Telekinesis is both a band and a person. It’s taken Michael Benjamin Lerner, now a wizened, grizzled 26-year-old, four years to come to terms with this and understand what responsibilities it does and does not entail, although one would not, from listening to its/his previous two albums, 2009’s self-titled debut and 2011’s »12 Desperate Straight Lines«, detect any hint of confusion or self-doubt, aside from the songs that were directly about confusion or self-doubt. His third album, »Dormarion«, is, then, in ways both practical and profound, the sound of a man figuring out exactly who he is. Also, it’s a total fucking hoot.
Lerner wrote the 12 songs that comprise »Dormarion« in early 2012 - half at his home in West Seattle and half at his family’s house in the San Juan Islands - with the original intention of recording the album completely on his own.

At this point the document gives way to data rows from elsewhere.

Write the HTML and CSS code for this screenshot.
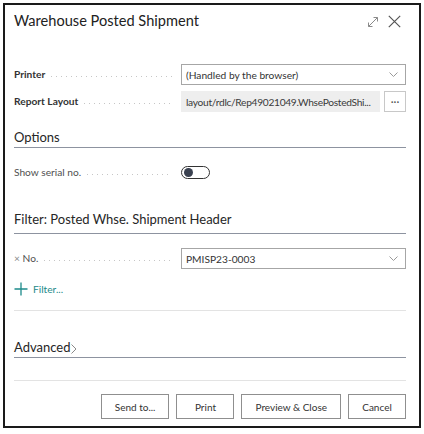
FILE: index.html
```html
<!DOCTYPE html>
<html lang="en">
<head>
<meta charset="utf-8">
<title>Warehouse Posted Shipment</title>
<link rel="stylesheet" href="styles.css">
</head>
<body>
<div class="frame">
  <div class="titlebar">
    <h1 class="title">Warehouse Posted Shipment</h1>
    <div class="title-icons">
      <svg class="icon-expand" width="12" height="12" viewBox="0 0 12 12" fill="none" stroke="#8a8a8a" stroke-width="1">
        <path d="M1.5 10.5 L10.5 1.5"/>
        <path d="M6.5 1.5 H10.5 V5.5"/>
        <path d="M1.5 6.5 V10.5 H5.5"/>
      </svg>
      <svg class="icon-close" width="13" height="13" viewBox="0 0 13 13" fill="none" stroke="#555" stroke-width="1.2">
        <path d="M0.8 0.8 L12.2 12.2 M12.2 0.8 L0.8 12.2"/>
      </svg>
    </div>
  </div>

  <div class="row">
    <div class="label strong"><span>Printer</span><span class="leader"></span></div>
    <div class="field select">
      <span class="value">(Handled by the browser)</span>
      <svg class="chevron" width="9" height="5" viewBox="0 0 9 5" fill="none" stroke="#9a9a9a" stroke-width="1"><path d="M0.5 0.5 L4.5 4.5 L8.5 0.5"/></svg>
    </div>
  </div>
  <div class="row row-gap">
    <div class="label strong"><span>Report Layout</span><span class="leader"></span></div>
    <div class="field-group">
      <div class="field readonly"><span class="value">layout/rdlc/Rep49021049.WhsePostedShi...</span></div>
      <button class="more" type="button">···</button>
    </div>
  </div>

  <h2 class="section section-options">Options</h2>
  <div class="row row-toggle">
    <div class="label light"><span>Show serial no.</span><span class="leader"></span></div>
    <div class="toggle"><span class="knob"></span></div>
  </div>

  <h2 class="section section-filter">Filter: Posted Whse. Shipment Header</h2>
  <div class="row row-no">
    <div class="label light"><span><span class="x">×</span> No.</span><span class="leader"></span></div>
    <div class="field select">
      <span class="value">PMISP23-0003</span>
      <svg class="chevron" width="9" height="5" viewBox="0 0 9 5" fill="none" stroke="#9a9a9a" stroke-width="1"><path d="M0.5 0.5 L4.5 4.5 L8.5 0.5"/></svg>
    </div>
  </div>
  <div class="add-filter">
    <svg width="14" height="14" viewBox="0 0 14 14" fill="none" stroke="#1d8a8a" stroke-width="1.3"><path d="M7 0.5 V13.5 M0.5 7 H13.5"/></svg>
    <span>Filter...</span>
  </div>
  <div class="sep sep-1"></div>

  <h2 class="section section-advanced">Advanced<svg class="adv-chevron" width="6" height="10" viewBox="0 0 6 10" fill="none" stroke="#8a8a8a" stroke-width="1"><path d="M0.5 0.5 L5 5 L0.5 9.5"/></svg></h2>
  <div class="sep sep-2"></div>

  <div class="actions">
    <button class="btn" type="button">Send to...</button>
    <button class="btn" type="button">Print</button>
    <button class="btn" type="button">Preview &amp; Close</button>
    <button class="btn" type="button">Cancel</button>
  </div>
</div>
</body>
</html>
```
FILE: styles.css
```css
* { box-sizing: border-box; }

html, body {
  margin: 0;
  padding: 0;
  background: #ffffff;
}

body {
  font-family: Lato, "Open Sans", sans-serif;
  color: #212121;
}

.frame {
  margin: 3px 0 0 3px;
  width: 418px;
  height: 425px;
  border: 2px solid #1a1a1a;
  padding: 0 13px 0 9px;
  background: #fff;
}

.titlebar {
  height: 59px;
  padding-top: 5px;
  display: flex;
  justify-content: space-between;
  align-items: flex-start;
}

.title {
  margin: 0;
  font-size: 14.6px;
  font-weight: 400;
  line-height: 22px;
  color: #222;
}

.title-icons {
  display: flex;
  align-items: center;
  gap: 9px;
  padding-top: 5px;
  padding-right: 5px;
}

.row {
  display: flex;
  align-items: center;
  height: 21px;
}

.row-gap { margin-top: 6px; }

.label {
  width: 167px;
  display: flex;
  align-items: center;
  font-size: 10.2px;
  line-height: 15px;
  white-space: nowrap;
  padding-right: 9px;
}

.label.strong { font-weight: 700; color: #333; }
.label.light { font-weight: 400; color: #505050; }

.label .x { color: #8a8a8a; }

.leader {
  flex: 1;
  height: 1px;
  margin-left: 6px;
  margin-top: 3px;
  background-image: linear-gradient(to right, #c6c6c6 1px, transparent 1px);
  background-size: 5px 1px;
  background-repeat: repeat-x;
}

.field {
  height: 21px;
  display: flex;
  align-items: center;
  font-size: 10.2px;
  color: #333;
  padding: 0 4px;
  min-width: 0;
}

.field .value {
  flex: 1;
  min-width: 0;
  overflow: hidden;
  white-space: nowrap;
  text-overflow: ellipsis;
}

.readonly .value { letter-spacing: -0.3px; color: #3a3a3a; }

.select {
  flex: 1;
  border: 1px solid #a6a6a6;
  background: #fff;
  padding-right: 7px;
}

.chevron { flex: none; }

.field-group {
  flex: 1;
  display: flex;
  gap: 4px;
  min-width: 0;
}

.readonly {
  flex: 1;
  background: #eeeeee;
  border: 1px solid #eeeeee;
  padding: 0 3px 0 4px;
}

.more {
  flex: none;
  width: 22px;
  height: 21px;
  padding: 0;
  border: 1px solid #c8c8c8;
  background: #fff;
  color: #555;
  font-size: 11px;
  font-family: inherit;
  letter-spacing: 0;
  line-height: 1;
}

.section {
  margin: 0;
  font-size: 13px;
  font-weight: 400;
  line-height: 19px;
  color: #262626;
  border-bottom: 1px solid #8d93a0;
}

.section-options { padding-top: 16px; }

.row-toggle { margin-top: 14px; }

.toggle {
  width: 29px;
  height: 13px;
  border: 1px solid #333;
  border-radius: 7px;
  position: relative;
  flex: none;
}

.toggle .knob {
  position: absolute;
  left: 2px;
  top: 1px;
  width: 9px;
  height: 9px;
  border-radius: 50%;
  background: #3a4150;
}

.section-filter { padding-top: 27px; padding-bottom: 4px; }

.row-no { margin-top: 14px; }

.add-filter {
  margin-top: 10px;
  height: 20px;
  display: flex;
  align-items: center;
  gap: 5px;
  font-size: 10.2px;
  color: #1d8a8a;
}

.sep {
  height: 1px;
  background: #e3e3e3;
}

.sep-1 { margin-top: 11px; }

.section-advanced {
  padding-top: 27px;
  display: flex;
  align-items: center;
}

.adv-chevron { margin-left: 1px; margin-top: 2px; }

.sep-2 { margin-top: 22px; }

.actions {
  margin-top: 13px;
  display: flex;
  justify-content: flex-end;
  gap: 7px;
}

.btn {
  height: 25px;
  min-width: 58px;
  padding: 0 13px;
  border: 1px solid #8f8f8f;
  background: #fff;
  color: #333;
  font-family: inherit;
  font-size: 10px;
  line-height: 1;
}
```
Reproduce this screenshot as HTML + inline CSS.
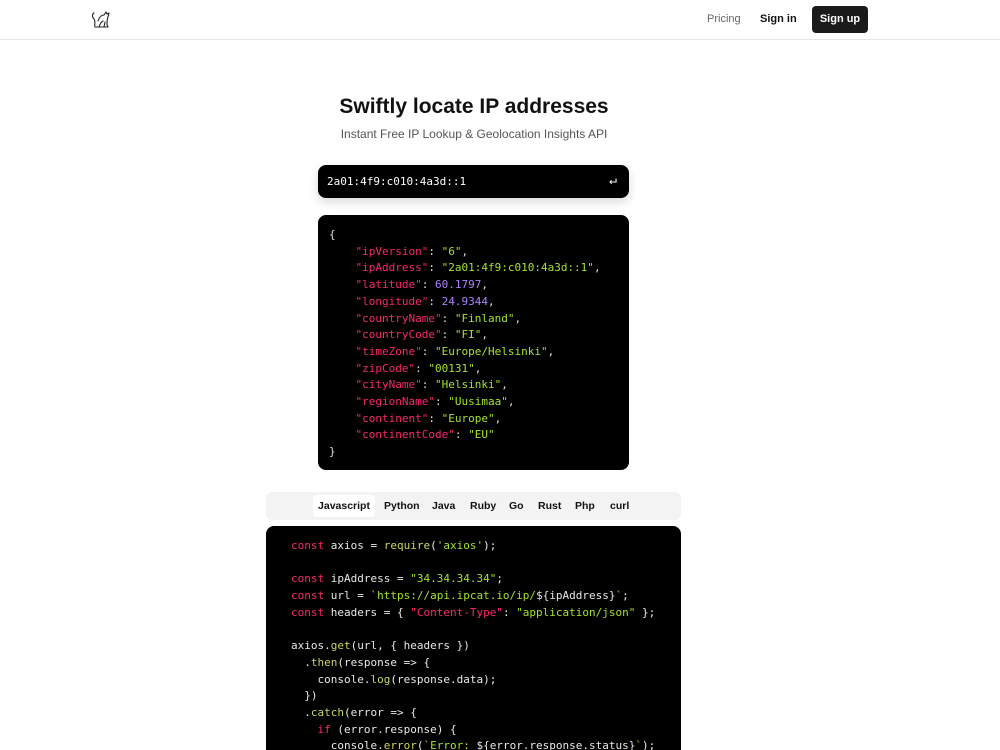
<!DOCTYPE html>
<html style="height:750px;overflow:hidden"><head><meta charset="utf-8"><style>
*{margin:0;padding:0;box-sizing:border-box}
body{width:1000px;height:750px;overflow:hidden;position:relative;background:#fff;font-family:"Liberation Sans",sans-serif;color:#111}
.nav{height:40px;border-bottom:1px solid #e5e5e5;position:relative}
.nav .logo{position:absolute;left:89px;top:9px}
.nav a{position:absolute;font-size:11px;top:13px;text-decoration:none}
.pricing{left:707px;color:#666}
.signin{left:760px;color:#111;font-weight:bold}
.signup{left:812px;top:6px!important;width:56px;height:27px;background:#1a1a1a;color:#fff!important;border-radius:4px;font-weight:bold;text-align:center;line-height:27px}
h1{position:absolute;top:95px;left:0;width:948px;text-align:center;font-size:21px;font-weight:bold}
.sub{position:absolute;top:127px;left:0;width:948px;text-align:center;font-size:12px;color:#555}
.mono{font-family:"DejaVu Sans Mono",monospace;font-size:11px}
.inp{position:absolute;left:318px;top:165px;width:311px;height:33px;background:#000;border-radius:8px;color:#fff;padding:10px 9px;box-shadow:0 4px 10px rgba(0,0,0,.15)}
.inp span{position:absolute;right:12px;top:8px;font-size:13px}
.json{position:absolute;left:318px;top:215px;width:311px;height:255px;background:#000;border-radius:8px;padding:12px 11px;color:#ddd;line-height:16.7px;white-space:pre}
.k{color:#f92672}.s{color:#a6e22e}.n{color:#ae81ff}.f{color:#cdd561}
.tabs{position:absolute;left:266px;top:492px;width:415px;height:28px;background:#f3f3f3;border-radius:6px;font-size:10.5px;font-weight:bold}
.tabs span{position:absolute;top:8px}
.tabs .act{left:47px;top:3px;width:62px;height:22px;background:#fff;border-radius:3px;text-align:center;line-height:22px}
.code{position:absolute;left:266px;top:526px;width:415px;height:224px;overflow:hidden;background:#000;border-radius:8px 8px 0 0;padding:12px 25px;color:#e8e8e8;line-height:16.7px;white-space:pre}
</style></head><body>
<div class="nav">
<svg class="logo" width="22" height="22" viewBox="0 0 22 22" fill="none" stroke="#222" stroke-width="1.1" stroke-linecap="round" stroke-linejoin="round"><path d="M5 4c-2 1-2 4 0 6 2 3 0 6 1 8h13l-1-2c0-3 0-6 1-8l1-4-2 1-1-2-2 3c-3 0-5 3-6 6"/><path d="M10 18c1-3 2-5 4-6M15 18l1-5"/></svg>
<a class="pricing">Pricing</a><a class="signin">Sign in</a><a class="signup">Sign up</a>
</div>
<h1>Swiftly locate IP addresses</h1>
<div class="sub">Instant Free IP Lookup &amp; Geolocation Insights API</div>
<div class="inp mono">2a01:4f9:c010:4a3d::1<span>↵</span></div>
<div class="json mono">{
    <span class="k">"ipVersion"</span>: <span class="s">"6"</span>,
    <span class="k">"ipAddress"</span>: <span class="s">"2a01:4f9:c010:4a3d::1"</span>,
    <span class="k">"latitude"</span>: <span class="n">60.1797</span>,
    <span class="k">"longitude"</span>: <span class="n">24.9344</span>,
    <span class="k">"countryName"</span>: <span class="s">"Finland"</span>,
    <span class="k">"countryCode"</span>: <span class="s">"FI"</span>,
    <span class="k">"timeZone"</span>: <span class="s">"Europe/Helsinki"</span>,
    <span class="k">"zipCode"</span>: <span class="s">"00131"</span>,
    <span class="k">"cityName"</span>: <span class="s">"Helsinki"</span>,
    <span class="k">"regionName"</span>: <span class="s">"Uusimaa"</span>,
    <span class="k">"continent"</span>: <span class="s">"Europe"</span>,
    <span class="k">"continentCode"</span>: <span class="s">"EU"</span>
}</div>
<div class="tabs"><span class="act">Javascript</span><span style="left:118px">Python</span><span style="left:166px">Java</span><span style="left:204px">Ruby</span><span style="left:243px">Go</span><span style="left:272px">Rust</span><span style="left:309px">Php</span><span style="left:344px">curl</span></div>
<div class="code mono"><span class="k">const</span> axios = <span class="f">require</span>(<span class="s">'axios'</span>);

<span class="k">const</span> ipAddress = <span class="s">"34.34.34.34"</span>;
<span class="k">const</span> url = <span class="s">`https://api.ipcat.io/ip/</span>${ipAddress}<span class="s">`</span>;
<span class="k">const</span> headers = { <span class="k">"Content-Type"</span>: <span class="s">"application/json"</span> };

axios.<span class="f">get</span>(url, { headers })
  .<span class="f">then</span>(response => {
    console.<span class="f">log</span>(response.data);
  })
  .<span class="f">catch</span>(error => {
    <span class="k">if</span> (error.response) {
      console.<span class="f">error</span>(<span class="s">`Error: </span>${error.response.status}<span class="s">`</span>);
    }
  });</div>
</body></html>
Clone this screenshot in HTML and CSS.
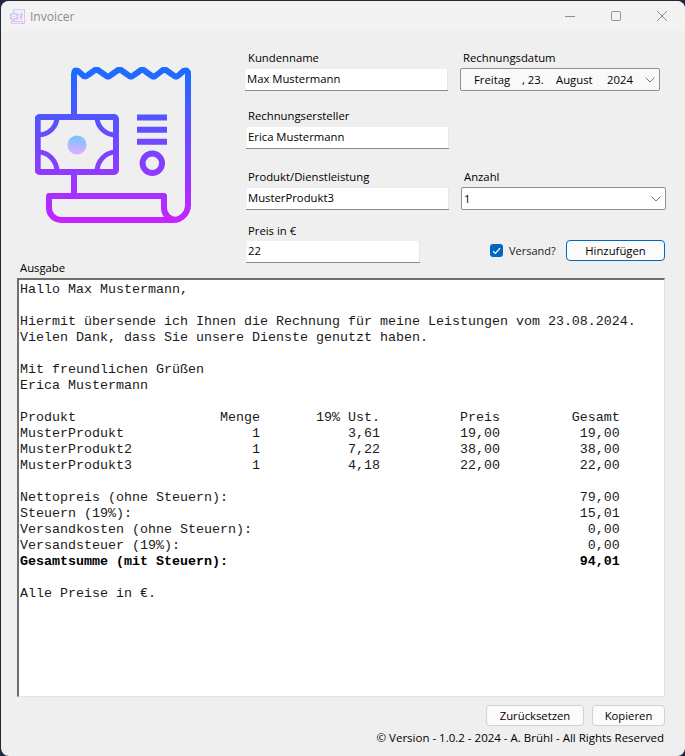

Instead, he road-tripped over the summer and made the record in two weeks with Spoon drummer Jim Eno in his Austin, TX studio, Public Hi-Fi. On Dormarion Lane, to be specific. »It’s a beautiful-sounding word, and if you Google it, nothing but this one tiny street comes up,« says Lerner, although this is obviously about to change. »No origin, no description. I can’t tell you what the word means. It’s like something from Lost.«
So there’s two drummers, and no one else, collaborating shoulder-to-shoulder on a musically adventurous album containing two centerpiece songs on which there are no drums whatsoever. The breakthrough, musically and otherwise, came with the eighth song written for the record, »Ghosts and Creatures«, a keyboard-driven, spacey, and darn near Goth turn that marks a conscious departure from his guitar-bass-drums power-pop racket. »That was the most unlike-me song I’d ever written.«
When you see Telekinesis perform this year, Lerner will be backed by Erik Walters of The Globes on guitar, Say Hi’s Eric Elbogen on bass, and Rebecca Cole of Wild Flag and The Minders on keyboards.